A Pentagon report recommends the US Navy replace its Air and Missile Defense Radar testing model. (Raytheon)
The US Navy (USN) should replace the testing model of its Air and Missile Defense Radar (AMDR), designated the AN/SPY-6(V)1, according to the Office of the Director, Operational Test and Evaluation (DOT&E) FY 2023 Annual Report, released on 2 February.
The operational assessment (OA) being done on the AN/SPY-6(V)1 used for testing “was not intended to determine operational effectiveness and suitability of the delivered AMDR due to the AN/SPY-6(V)1 at ARDEL [Advanced Radar Detection Laboratory]”, on the Pacific Missile Range Facility, in Kauai, Hawaii, which “uses obsolete T/R [transmit/receive] integrated microwave modules”, the DOT&E reported.

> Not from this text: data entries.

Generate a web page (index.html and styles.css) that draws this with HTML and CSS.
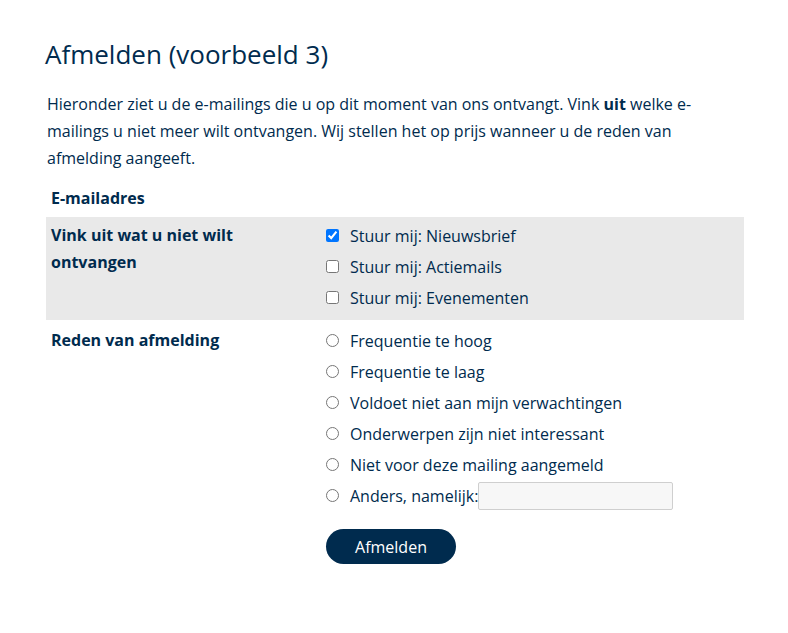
FILE: index.html
```html
<!DOCTYPE html>
<html lang="nl">
<head>
<meta charset="utf-8">
<title>Afmelden (voorbeeld 3)</title>
<link rel="stylesheet" href="styles.css">
</head>
<body>
<main class="page">
  <h1 class="title">Afmelden (voorbeeld 3)</h1>
  <p class="intro">Hieronder ziet u de e-mailings die u op dit moment van ons ontvangt. Vink <strong>uit</strong> welke e-mailings u niet meer wilt ontvangen. Wij stellen het op prijs wanneer u de reden van afmelding aangeeft.</p>
  <form class="form">
    <div class="row">
      <div class="label">E-mailadres</div>
      <div class="field"></div>
    </div>
    <div class="row shaded">
      <div class="label">Vink uit wat u niet wilt ontvangen</div>
      <div class="field">
        <label class="option"><input type="checkbox" checked><span>Stuur mij: Nieuwsbrief</span></label>
        <label class="option"><input type="checkbox"><span>Stuur mij: Actiemails</span></label>
        <label class="option"><input type="checkbox"><span>Stuur mij: Evenementen</span></label>
      </div>
    </div>
    <div class="row">
      <div class="label">Reden van afmelding</div>
      <div class="field">
        <label class="option"><input type="radio" name="reden"><span>Frequentie te hoog</span></label>
        <label class="option"><input type="radio" name="reden"><span>Frequentie te laag</span></label>
        <label class="option"><input type="radio" name="reden"><span>Voldoet niet aan mijn verwachtingen</span></label>
        <label class="option"><input type="radio" name="reden"><span>Onderwerpen zijn niet interessant</span></label>
        <label class="option"><input type="radio" name="reden"><span>Niet voor deze mailing aangemeld</span></label>
        <label class="option"><input type="radio" name="reden"><span>Anders, namelijk:</span><input type="text" class="other"></label>
        <div class="actions"><button type="button" class="submit">Afmelden</button></div>
      </div>
    </div>
  </form>
</main>
</body>
</html>
```
FILE: styles.css
```css
html, body {
  margin: 0;
  padding: 0;
  background: #ffffff;
}
body {
  font-family: "Open Sans", "Liberation Sans", sans-serif;
  color: #002b4e;
  font-size: 16px;
}
.page {
  width: 698px;
  margin-left: 46px;
  padding-top: 36px;
}
.title {
  font-size: 26px;
  font-weight: 400;
  line-height: 36px;
  margin: 0 0 0 -1px;
}
.intro {
  margin: 19px 0 0 1px;
  line-height: 27px;
}
.intro strong {
  font-weight: 700;
}
.form {
  margin-top: 8px;
}
.row {
  display: flex;
  padding: 5px 0;
}
.row.shaded {
  background: #e9e9e9;
  padding: 5px 0 7px;
  margin-bottom: 2px;
}
.label {
  box-sizing: border-box;
  width: 277px;
  padding: 0 20px 0 5px;
  font-weight: 700;
  line-height: 27px;
}
.field {
  display: flex;
  flex-direction: column;
  padding-left: 3px;
  margin-top: -2px;
}
.option {
  display: flex;
  align-items: center;
  height: 31px;
}
.option input[type="checkbox"],
.option input[type="radio"] {
  width: 13px;
  height: 13px;
  margin: 0 11px 0 0;
}
.other {
  box-sizing: border-box;
  width: 195px;
  height: 28px;
  margin: 0;
  border: 1px solid #cfcfcf;
  border-radius: 2px;
  background: #f7f7f7;
  font: inherit;
}
.actions {
  margin-top: 18px;
}
.submit {
  width: 130px;
  height: 35px;
  border: none;
  border-radius: 18px;
  background: #002b4e;
  color: #ffffff;
  font-family: "Open Sans", "Liberation Sans", sans-serif;
  font-size: 16px;
  padding: 0;
  cursor: pointer;
}
```
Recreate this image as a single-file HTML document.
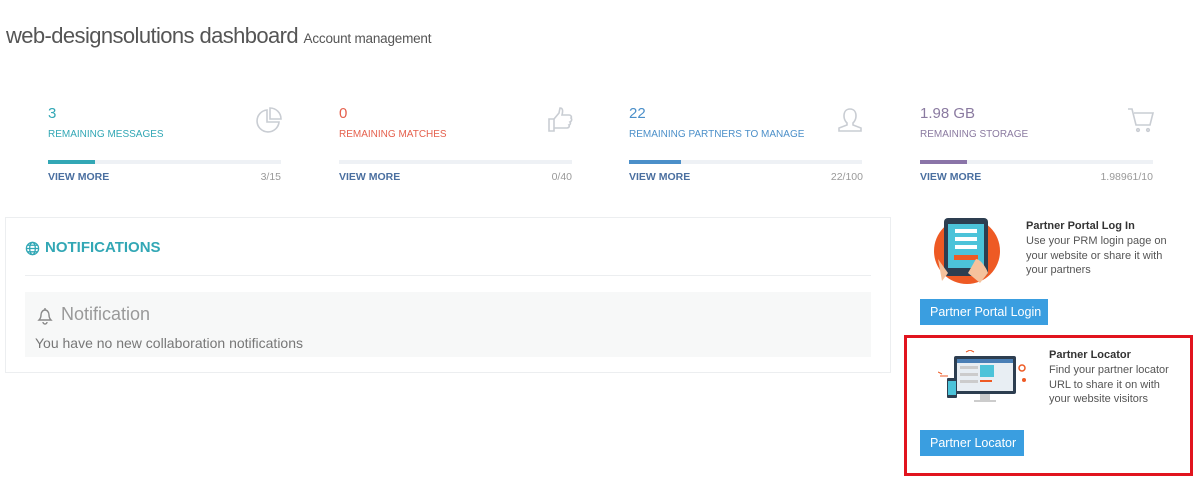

“The AN/SPY-6(V)1 is an EDM [engineering development model] version that is in a degraded state and requires upgrade to provide representative performance,” the DOT&E said. “The AN/SPY-6(V)1 was adequate to support OA objectives but will not be adequate for IOT&E [Initial Operational Test and Evaluation].”
The advanced nature of the AN/SPY-6(V)1 necessitates an up-to-date testing model, according to the DOT&E report.
“AN/SPY-6 uses a radar modular assembly (RMA) as a building block for the radar's antenna,” the DOT&E reported. “Each individual RMA is a self-contained radar antenna built from a set of active transmit/receive digital modules that are electronically scanned. Each RMA block can integrate with other RMA blocks to create antenna assemblies of various size and capability. The large number of T/R modules provides a high degree of fault tolerance through antenna redundancy and graceful degradation.”
However, the current testing EDM “uses obsolete T/R Integrated Microwave Modules from that of the delivered system”.